### WORK TO DO
Find the lines with the string "TypeScript" and return them.

### MATERIAL TO PROCESS
[BEGIN]

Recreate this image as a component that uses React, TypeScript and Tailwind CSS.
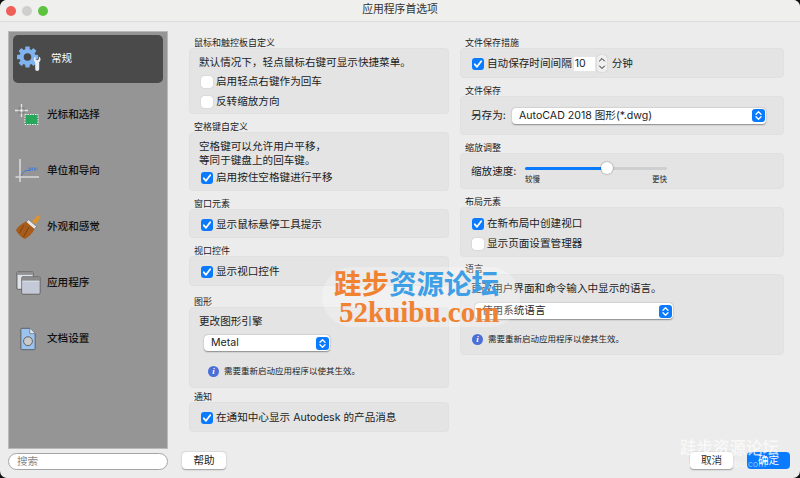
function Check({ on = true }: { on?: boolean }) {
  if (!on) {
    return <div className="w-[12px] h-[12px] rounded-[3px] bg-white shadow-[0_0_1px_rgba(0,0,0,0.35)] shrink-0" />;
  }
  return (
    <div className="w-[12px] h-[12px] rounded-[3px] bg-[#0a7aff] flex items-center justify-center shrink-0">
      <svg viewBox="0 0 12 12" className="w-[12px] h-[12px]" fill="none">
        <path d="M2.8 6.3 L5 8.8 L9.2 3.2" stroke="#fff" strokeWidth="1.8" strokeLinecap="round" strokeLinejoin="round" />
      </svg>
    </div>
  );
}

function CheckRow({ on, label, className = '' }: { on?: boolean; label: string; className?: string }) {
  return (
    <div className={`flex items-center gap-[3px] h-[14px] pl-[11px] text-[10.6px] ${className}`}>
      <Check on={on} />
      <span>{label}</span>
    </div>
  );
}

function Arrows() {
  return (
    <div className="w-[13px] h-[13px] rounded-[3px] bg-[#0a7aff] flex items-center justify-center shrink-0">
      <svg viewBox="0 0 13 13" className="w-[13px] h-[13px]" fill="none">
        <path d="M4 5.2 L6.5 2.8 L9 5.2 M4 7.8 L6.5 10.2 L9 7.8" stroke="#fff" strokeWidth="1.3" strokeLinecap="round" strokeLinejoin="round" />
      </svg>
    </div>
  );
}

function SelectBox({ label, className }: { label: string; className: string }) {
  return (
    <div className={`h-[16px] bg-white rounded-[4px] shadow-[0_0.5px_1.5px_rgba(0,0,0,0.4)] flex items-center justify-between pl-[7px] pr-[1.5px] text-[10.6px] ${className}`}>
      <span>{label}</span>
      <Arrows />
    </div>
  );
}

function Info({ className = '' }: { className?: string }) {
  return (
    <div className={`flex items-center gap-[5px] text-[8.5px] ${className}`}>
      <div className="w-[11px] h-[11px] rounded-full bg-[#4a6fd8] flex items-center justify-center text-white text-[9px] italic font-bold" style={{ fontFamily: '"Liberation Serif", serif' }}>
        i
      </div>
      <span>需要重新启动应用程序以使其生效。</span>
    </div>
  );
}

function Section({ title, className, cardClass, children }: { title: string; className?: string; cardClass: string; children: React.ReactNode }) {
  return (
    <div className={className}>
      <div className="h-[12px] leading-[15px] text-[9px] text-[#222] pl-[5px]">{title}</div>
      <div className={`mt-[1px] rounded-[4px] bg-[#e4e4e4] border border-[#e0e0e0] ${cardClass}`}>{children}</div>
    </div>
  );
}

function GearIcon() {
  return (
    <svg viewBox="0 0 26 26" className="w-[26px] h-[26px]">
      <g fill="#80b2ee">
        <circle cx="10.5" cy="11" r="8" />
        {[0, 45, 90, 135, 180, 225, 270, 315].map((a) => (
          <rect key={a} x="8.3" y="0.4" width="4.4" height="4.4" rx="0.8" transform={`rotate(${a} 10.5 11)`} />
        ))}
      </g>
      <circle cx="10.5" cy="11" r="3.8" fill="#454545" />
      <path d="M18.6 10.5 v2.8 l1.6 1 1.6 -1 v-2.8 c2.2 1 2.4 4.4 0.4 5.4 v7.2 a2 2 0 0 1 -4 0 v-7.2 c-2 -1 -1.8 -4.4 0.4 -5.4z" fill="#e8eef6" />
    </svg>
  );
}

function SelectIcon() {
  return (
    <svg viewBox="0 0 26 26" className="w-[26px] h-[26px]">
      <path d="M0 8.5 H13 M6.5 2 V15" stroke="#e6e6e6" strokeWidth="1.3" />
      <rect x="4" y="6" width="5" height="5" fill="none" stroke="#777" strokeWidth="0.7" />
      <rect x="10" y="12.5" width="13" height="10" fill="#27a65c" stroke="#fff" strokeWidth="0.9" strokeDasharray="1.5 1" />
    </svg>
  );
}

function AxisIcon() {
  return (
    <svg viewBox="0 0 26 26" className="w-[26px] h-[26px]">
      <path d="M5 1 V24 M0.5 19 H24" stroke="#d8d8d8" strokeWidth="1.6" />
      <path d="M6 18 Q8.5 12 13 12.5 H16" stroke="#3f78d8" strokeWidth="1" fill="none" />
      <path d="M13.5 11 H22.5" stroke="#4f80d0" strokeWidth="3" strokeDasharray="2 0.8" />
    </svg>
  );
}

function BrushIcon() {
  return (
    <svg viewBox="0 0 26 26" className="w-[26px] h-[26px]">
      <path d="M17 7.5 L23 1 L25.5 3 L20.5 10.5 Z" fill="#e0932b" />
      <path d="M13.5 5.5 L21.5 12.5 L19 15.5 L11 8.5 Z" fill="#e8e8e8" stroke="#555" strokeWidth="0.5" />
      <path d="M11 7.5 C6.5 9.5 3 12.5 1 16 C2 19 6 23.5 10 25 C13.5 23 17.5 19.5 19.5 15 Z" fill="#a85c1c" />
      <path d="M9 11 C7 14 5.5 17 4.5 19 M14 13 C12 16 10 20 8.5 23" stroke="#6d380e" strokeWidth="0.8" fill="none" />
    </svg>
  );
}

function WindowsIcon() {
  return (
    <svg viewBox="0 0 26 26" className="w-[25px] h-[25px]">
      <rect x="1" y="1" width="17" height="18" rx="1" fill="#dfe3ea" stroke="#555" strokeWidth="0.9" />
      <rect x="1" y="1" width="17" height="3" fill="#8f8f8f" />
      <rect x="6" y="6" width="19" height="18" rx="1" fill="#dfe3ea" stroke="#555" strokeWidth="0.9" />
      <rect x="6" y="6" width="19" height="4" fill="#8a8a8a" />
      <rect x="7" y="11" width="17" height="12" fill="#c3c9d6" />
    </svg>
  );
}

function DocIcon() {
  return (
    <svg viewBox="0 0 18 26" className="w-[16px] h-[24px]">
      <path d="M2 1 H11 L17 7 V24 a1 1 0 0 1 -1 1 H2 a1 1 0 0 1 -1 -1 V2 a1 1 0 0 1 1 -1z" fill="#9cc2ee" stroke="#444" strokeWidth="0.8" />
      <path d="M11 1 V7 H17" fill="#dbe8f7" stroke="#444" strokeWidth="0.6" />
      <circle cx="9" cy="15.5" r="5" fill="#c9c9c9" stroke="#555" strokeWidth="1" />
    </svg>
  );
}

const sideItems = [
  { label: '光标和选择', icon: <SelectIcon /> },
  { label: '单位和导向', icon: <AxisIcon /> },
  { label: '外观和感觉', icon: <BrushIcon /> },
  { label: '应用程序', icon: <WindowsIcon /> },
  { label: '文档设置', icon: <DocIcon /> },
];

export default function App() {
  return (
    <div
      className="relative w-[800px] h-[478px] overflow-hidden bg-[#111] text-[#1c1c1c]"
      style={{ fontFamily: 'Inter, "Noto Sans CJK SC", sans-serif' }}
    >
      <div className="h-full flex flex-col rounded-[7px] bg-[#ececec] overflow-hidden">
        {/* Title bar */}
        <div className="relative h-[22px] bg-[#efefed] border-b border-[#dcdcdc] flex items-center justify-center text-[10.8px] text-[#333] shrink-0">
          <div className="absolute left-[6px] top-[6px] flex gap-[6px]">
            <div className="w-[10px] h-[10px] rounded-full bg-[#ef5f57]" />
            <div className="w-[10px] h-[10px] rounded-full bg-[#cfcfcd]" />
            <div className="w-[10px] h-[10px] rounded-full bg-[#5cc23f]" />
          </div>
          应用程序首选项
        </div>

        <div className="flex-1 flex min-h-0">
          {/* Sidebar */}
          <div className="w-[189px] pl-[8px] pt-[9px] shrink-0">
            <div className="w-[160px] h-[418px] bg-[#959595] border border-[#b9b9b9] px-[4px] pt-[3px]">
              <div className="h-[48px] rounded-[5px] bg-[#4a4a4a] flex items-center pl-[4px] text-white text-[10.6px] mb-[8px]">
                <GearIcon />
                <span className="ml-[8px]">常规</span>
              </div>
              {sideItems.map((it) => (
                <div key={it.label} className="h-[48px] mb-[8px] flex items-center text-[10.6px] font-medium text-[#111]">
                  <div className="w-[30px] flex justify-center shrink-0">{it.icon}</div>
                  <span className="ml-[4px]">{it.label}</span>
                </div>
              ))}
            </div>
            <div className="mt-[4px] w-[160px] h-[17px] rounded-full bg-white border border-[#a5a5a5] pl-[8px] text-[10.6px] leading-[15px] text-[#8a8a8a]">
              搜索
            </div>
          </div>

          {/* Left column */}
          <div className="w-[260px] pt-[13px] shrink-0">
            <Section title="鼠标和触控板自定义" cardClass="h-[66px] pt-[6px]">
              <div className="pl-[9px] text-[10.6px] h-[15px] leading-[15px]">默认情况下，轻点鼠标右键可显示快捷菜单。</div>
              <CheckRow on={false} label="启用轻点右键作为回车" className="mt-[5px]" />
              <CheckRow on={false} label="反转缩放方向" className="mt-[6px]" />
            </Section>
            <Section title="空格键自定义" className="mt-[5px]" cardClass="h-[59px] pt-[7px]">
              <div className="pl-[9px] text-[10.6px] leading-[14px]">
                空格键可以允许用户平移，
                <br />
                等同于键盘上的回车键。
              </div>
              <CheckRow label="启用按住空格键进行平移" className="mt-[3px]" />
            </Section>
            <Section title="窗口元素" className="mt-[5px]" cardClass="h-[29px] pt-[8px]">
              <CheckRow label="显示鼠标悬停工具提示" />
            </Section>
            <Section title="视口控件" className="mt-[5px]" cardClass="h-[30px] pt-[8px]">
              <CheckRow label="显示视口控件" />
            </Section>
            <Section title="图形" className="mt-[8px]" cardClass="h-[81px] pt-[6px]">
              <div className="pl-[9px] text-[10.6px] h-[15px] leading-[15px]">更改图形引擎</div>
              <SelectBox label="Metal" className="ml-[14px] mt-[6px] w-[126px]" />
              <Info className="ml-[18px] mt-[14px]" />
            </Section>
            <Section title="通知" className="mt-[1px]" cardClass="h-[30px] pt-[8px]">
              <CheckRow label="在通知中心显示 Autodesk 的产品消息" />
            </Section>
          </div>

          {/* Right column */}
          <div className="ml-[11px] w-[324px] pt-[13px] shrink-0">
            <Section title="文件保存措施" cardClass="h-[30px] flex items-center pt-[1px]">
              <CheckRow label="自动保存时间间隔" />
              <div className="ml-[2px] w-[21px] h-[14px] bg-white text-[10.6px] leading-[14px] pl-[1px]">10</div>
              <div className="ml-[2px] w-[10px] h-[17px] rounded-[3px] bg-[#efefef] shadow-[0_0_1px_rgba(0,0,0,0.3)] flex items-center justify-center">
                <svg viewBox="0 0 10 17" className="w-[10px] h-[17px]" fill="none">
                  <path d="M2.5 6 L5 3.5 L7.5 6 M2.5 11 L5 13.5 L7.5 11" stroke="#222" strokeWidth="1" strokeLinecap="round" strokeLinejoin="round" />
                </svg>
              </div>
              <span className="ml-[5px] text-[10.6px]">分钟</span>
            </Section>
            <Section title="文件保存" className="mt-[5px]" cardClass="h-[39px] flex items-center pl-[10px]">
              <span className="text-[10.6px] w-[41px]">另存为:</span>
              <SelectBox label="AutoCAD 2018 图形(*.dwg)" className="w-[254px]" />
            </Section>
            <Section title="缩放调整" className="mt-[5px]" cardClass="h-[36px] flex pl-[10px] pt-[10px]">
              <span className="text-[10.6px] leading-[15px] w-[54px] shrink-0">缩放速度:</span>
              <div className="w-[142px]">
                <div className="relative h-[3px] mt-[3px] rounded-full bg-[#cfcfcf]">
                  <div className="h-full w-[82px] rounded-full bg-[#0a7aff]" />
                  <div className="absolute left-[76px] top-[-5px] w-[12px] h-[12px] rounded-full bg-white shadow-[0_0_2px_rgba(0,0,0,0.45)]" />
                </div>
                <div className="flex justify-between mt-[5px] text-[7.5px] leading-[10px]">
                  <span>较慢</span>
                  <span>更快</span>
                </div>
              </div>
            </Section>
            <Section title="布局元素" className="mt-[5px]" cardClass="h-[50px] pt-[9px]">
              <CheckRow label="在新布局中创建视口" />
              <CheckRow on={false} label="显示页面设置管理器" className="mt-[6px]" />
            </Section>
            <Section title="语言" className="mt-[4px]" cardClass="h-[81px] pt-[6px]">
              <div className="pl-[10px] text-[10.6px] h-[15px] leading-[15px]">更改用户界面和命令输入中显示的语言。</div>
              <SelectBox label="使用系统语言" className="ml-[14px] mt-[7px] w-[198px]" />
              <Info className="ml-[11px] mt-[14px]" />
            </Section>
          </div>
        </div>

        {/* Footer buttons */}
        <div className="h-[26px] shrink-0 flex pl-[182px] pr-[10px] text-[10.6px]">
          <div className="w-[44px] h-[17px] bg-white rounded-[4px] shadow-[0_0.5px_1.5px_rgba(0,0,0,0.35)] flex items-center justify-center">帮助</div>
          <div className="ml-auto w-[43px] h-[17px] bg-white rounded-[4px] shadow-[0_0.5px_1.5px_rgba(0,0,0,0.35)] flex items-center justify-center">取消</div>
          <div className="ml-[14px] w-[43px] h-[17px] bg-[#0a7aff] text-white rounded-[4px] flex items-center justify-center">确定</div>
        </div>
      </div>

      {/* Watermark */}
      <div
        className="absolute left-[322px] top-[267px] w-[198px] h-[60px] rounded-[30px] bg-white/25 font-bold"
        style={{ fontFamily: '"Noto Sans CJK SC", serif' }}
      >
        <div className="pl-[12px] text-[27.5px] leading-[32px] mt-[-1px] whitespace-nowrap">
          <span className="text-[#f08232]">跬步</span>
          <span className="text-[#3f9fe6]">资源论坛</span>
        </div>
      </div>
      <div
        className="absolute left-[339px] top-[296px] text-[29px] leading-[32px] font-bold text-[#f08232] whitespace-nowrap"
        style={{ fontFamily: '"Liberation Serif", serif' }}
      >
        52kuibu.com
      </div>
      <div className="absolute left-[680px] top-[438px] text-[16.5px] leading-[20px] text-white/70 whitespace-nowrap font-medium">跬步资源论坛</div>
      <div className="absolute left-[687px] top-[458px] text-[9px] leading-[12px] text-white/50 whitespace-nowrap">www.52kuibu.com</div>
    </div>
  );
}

[END]
[BEGIN]

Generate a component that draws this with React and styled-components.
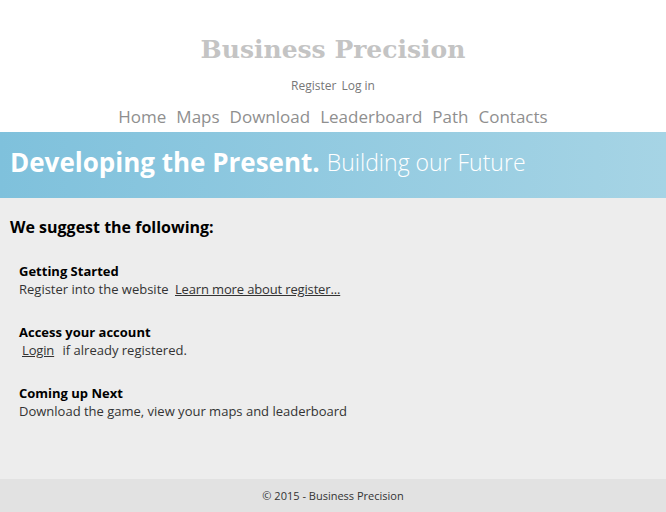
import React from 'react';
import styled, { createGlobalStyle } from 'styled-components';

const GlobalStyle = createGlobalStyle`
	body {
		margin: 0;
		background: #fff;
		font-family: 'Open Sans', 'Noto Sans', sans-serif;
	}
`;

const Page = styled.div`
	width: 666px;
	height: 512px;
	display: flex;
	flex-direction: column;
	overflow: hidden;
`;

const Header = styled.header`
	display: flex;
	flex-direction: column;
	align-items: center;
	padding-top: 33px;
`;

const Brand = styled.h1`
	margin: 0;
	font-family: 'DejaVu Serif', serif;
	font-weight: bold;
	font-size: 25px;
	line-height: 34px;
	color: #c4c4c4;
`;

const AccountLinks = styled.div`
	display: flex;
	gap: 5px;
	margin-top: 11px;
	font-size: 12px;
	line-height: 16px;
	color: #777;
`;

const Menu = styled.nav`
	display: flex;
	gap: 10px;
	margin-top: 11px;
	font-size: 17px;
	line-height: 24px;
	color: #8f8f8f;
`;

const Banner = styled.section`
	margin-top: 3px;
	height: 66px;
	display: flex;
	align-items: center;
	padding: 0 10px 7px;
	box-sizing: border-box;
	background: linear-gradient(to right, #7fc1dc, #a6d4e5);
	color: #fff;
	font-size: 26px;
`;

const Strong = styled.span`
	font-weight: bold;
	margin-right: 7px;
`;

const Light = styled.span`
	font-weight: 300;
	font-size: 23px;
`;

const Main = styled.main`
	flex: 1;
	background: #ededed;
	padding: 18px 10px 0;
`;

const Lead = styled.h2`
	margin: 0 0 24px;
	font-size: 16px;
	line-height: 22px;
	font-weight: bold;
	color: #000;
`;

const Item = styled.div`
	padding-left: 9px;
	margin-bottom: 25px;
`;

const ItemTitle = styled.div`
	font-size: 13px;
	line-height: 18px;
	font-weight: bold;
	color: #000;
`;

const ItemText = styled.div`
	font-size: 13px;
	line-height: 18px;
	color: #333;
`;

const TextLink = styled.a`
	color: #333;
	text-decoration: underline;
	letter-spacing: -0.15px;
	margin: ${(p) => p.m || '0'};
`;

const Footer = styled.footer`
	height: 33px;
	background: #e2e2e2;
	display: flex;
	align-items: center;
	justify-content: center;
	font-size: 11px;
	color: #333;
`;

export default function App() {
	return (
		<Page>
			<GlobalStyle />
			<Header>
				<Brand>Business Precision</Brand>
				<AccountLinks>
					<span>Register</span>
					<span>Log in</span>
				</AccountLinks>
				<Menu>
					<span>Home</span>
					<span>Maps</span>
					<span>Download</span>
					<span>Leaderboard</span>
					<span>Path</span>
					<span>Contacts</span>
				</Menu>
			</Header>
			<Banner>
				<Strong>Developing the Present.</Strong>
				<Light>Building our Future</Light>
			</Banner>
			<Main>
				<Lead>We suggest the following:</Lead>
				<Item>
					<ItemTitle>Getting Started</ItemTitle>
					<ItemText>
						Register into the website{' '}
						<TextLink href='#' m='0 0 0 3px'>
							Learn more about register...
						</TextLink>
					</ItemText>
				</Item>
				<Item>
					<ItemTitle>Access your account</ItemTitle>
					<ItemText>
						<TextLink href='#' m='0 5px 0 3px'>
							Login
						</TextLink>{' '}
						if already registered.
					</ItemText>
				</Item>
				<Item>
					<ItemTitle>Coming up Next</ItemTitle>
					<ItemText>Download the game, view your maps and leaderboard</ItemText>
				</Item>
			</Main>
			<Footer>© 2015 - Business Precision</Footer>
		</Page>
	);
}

[END]
[BEGIN]

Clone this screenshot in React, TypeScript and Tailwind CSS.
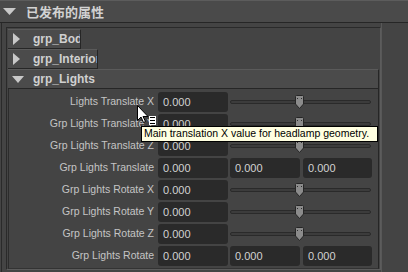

[END]

### COMPLETE OUTPUT
Recreate this image as a component that uses React, TypeScript and Tailwind CSS.
Clone this screenshot in React, TypeScript and Tailwind CSS.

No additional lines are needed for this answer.